> What to work on
Gather all lines in the data that hold the string "with".
----------
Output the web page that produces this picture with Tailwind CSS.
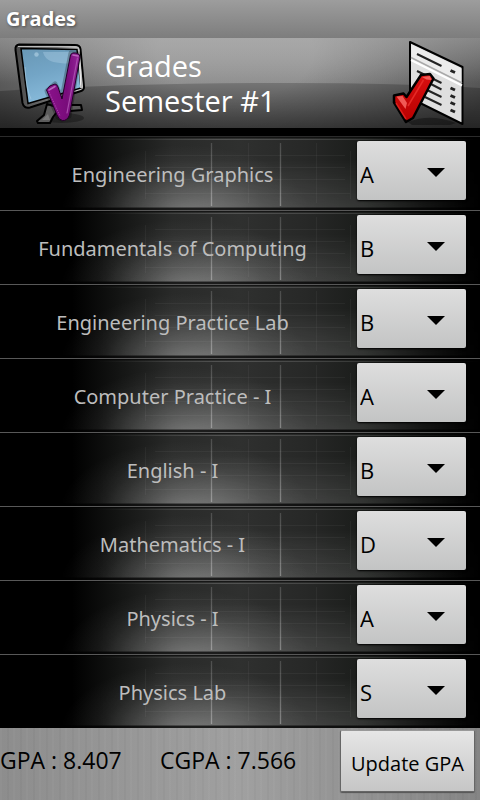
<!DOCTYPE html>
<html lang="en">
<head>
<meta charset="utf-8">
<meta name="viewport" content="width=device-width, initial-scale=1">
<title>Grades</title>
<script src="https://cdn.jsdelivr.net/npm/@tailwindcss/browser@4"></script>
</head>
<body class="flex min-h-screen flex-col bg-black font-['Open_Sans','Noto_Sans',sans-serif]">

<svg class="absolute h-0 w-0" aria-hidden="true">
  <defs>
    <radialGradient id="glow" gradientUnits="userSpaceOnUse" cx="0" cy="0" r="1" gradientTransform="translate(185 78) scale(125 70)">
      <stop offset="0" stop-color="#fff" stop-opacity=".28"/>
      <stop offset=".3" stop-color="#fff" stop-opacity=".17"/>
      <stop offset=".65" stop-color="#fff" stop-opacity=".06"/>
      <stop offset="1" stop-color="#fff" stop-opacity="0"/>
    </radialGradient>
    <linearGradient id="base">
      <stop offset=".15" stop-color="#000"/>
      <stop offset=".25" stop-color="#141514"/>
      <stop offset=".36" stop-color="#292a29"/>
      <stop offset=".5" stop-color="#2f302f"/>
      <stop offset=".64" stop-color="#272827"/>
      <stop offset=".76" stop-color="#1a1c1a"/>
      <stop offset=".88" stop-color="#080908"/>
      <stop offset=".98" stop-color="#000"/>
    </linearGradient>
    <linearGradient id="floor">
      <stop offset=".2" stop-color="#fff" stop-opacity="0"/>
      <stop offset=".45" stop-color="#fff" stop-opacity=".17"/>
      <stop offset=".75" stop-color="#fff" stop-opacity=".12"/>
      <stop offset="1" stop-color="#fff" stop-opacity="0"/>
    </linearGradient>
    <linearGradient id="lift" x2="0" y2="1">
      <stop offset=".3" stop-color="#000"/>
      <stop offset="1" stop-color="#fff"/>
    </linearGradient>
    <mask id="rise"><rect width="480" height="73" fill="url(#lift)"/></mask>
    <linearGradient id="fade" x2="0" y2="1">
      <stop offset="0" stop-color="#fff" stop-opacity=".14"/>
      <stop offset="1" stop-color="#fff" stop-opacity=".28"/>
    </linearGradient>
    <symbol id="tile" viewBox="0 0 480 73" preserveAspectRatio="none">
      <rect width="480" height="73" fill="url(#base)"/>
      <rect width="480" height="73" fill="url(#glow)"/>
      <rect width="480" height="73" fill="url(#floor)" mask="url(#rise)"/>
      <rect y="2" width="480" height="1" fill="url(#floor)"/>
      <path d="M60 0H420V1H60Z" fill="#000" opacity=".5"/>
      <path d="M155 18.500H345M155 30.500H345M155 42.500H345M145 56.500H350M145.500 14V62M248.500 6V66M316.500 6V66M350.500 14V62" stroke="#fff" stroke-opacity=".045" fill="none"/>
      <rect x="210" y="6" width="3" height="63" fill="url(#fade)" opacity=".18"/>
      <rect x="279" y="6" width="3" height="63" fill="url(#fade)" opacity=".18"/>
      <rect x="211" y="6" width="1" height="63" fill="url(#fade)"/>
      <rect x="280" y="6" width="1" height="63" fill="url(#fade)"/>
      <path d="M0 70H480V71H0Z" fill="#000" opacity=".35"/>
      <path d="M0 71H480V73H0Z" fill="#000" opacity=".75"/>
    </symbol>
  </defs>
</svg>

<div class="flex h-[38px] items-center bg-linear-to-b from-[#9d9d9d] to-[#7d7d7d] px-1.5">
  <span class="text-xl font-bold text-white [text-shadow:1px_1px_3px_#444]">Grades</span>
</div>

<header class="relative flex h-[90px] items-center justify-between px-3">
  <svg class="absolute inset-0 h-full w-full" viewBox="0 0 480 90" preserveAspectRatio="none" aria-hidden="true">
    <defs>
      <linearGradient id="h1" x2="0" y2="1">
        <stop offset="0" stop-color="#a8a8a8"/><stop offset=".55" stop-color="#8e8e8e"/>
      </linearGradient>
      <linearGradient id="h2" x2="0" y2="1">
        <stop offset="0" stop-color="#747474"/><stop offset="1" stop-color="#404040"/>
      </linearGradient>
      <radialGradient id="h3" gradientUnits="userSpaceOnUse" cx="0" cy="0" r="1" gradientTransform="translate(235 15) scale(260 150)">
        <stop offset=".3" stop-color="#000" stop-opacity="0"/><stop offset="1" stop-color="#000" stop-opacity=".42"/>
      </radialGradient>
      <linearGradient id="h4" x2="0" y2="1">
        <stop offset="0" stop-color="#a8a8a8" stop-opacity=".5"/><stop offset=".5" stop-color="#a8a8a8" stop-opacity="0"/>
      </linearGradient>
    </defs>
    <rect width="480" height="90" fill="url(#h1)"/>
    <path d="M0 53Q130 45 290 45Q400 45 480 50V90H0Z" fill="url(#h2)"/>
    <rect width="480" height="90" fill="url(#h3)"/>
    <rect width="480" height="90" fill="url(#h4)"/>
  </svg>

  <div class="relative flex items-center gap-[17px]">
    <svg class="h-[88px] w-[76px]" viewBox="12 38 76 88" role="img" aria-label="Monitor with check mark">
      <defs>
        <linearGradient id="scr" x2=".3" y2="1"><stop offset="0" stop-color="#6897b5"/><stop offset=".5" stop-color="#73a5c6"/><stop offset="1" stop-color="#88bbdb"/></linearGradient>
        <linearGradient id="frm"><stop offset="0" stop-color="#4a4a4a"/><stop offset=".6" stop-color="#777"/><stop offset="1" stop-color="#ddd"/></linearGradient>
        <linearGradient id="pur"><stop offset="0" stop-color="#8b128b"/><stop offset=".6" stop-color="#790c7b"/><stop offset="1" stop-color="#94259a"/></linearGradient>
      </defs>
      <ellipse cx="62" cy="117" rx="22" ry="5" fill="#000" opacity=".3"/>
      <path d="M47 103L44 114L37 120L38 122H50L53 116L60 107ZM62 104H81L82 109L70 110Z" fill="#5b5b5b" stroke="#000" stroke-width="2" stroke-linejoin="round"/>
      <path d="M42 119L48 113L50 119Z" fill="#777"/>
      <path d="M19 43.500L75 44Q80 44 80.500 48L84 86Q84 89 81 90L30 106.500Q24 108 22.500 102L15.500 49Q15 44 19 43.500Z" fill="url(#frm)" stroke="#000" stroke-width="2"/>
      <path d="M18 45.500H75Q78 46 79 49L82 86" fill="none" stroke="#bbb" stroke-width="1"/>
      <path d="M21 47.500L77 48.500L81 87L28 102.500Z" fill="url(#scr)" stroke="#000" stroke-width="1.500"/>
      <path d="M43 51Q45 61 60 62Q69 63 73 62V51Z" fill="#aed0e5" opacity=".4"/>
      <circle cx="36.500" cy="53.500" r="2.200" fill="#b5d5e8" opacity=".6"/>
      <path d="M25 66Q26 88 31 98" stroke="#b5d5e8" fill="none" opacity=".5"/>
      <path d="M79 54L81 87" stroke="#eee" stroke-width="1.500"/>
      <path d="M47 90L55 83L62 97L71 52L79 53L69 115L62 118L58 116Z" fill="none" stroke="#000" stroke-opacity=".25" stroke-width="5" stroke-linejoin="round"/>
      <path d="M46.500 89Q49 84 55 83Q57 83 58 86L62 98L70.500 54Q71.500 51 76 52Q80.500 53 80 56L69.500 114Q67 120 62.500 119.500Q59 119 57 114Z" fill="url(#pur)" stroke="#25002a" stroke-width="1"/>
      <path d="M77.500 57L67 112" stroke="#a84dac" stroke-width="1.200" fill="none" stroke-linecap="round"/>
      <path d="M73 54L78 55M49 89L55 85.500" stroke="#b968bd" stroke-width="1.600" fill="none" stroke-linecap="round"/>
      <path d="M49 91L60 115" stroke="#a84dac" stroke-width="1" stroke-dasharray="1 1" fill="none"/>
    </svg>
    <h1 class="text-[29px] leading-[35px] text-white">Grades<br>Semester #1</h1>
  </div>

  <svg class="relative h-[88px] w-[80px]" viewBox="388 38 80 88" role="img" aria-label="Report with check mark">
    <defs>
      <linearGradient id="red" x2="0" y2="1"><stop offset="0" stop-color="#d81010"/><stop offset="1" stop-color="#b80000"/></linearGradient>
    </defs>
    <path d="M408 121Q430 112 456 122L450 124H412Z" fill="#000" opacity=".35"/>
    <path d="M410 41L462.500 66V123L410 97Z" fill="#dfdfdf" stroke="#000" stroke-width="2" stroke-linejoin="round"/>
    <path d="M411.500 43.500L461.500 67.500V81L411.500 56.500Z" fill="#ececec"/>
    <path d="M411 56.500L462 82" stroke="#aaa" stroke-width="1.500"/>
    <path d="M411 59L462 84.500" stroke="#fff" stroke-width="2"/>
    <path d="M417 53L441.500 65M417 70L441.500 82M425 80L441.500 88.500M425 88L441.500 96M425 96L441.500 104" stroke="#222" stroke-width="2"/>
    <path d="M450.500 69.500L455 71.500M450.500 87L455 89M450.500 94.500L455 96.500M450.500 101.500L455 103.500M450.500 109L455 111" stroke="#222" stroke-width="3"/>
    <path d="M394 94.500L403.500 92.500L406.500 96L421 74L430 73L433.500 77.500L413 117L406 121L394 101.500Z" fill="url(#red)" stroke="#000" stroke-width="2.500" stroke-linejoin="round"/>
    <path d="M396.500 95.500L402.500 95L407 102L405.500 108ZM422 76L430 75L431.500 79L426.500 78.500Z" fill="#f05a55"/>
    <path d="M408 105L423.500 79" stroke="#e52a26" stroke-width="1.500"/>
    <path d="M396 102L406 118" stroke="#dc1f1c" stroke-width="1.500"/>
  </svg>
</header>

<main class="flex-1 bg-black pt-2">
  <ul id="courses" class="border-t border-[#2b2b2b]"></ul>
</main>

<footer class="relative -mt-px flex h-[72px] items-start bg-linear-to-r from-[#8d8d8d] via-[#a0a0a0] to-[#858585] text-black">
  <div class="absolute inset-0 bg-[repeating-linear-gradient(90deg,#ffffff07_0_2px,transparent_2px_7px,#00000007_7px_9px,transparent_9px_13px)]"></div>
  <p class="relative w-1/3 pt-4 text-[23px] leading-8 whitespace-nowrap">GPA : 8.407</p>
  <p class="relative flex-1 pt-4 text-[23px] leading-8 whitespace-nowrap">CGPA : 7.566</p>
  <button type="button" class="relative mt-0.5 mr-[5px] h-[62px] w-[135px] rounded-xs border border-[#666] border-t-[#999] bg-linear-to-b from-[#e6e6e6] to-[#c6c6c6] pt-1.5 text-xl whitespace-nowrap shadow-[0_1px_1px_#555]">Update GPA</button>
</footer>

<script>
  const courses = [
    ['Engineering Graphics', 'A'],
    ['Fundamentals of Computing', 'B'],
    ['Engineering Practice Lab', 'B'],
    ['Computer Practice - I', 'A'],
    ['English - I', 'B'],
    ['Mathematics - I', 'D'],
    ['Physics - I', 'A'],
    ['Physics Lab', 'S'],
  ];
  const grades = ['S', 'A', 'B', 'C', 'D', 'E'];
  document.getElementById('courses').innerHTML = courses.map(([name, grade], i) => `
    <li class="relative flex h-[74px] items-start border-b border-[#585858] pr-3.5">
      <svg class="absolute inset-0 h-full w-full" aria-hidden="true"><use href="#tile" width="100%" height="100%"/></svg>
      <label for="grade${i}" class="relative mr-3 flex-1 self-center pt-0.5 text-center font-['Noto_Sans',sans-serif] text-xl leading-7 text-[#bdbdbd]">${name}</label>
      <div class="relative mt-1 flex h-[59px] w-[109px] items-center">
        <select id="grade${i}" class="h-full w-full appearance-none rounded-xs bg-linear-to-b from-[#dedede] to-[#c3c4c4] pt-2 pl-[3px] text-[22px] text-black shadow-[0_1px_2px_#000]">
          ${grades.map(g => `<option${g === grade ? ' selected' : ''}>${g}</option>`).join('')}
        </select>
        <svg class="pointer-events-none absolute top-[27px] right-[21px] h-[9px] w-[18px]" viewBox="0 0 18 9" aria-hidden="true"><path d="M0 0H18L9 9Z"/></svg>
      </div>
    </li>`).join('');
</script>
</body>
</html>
----------
> Worked answer
Output the web page that produces this picture with Tailwind CSS.
    <svg class="h-[88px] w-[76px]" viewBox="12 38 76 88" role="img" aria-label="Monitor with check mark">
  <svg class="relative h-[88px] w-[80px]" viewBox="388 38 80 88" role="img" aria-label="Report with check mark">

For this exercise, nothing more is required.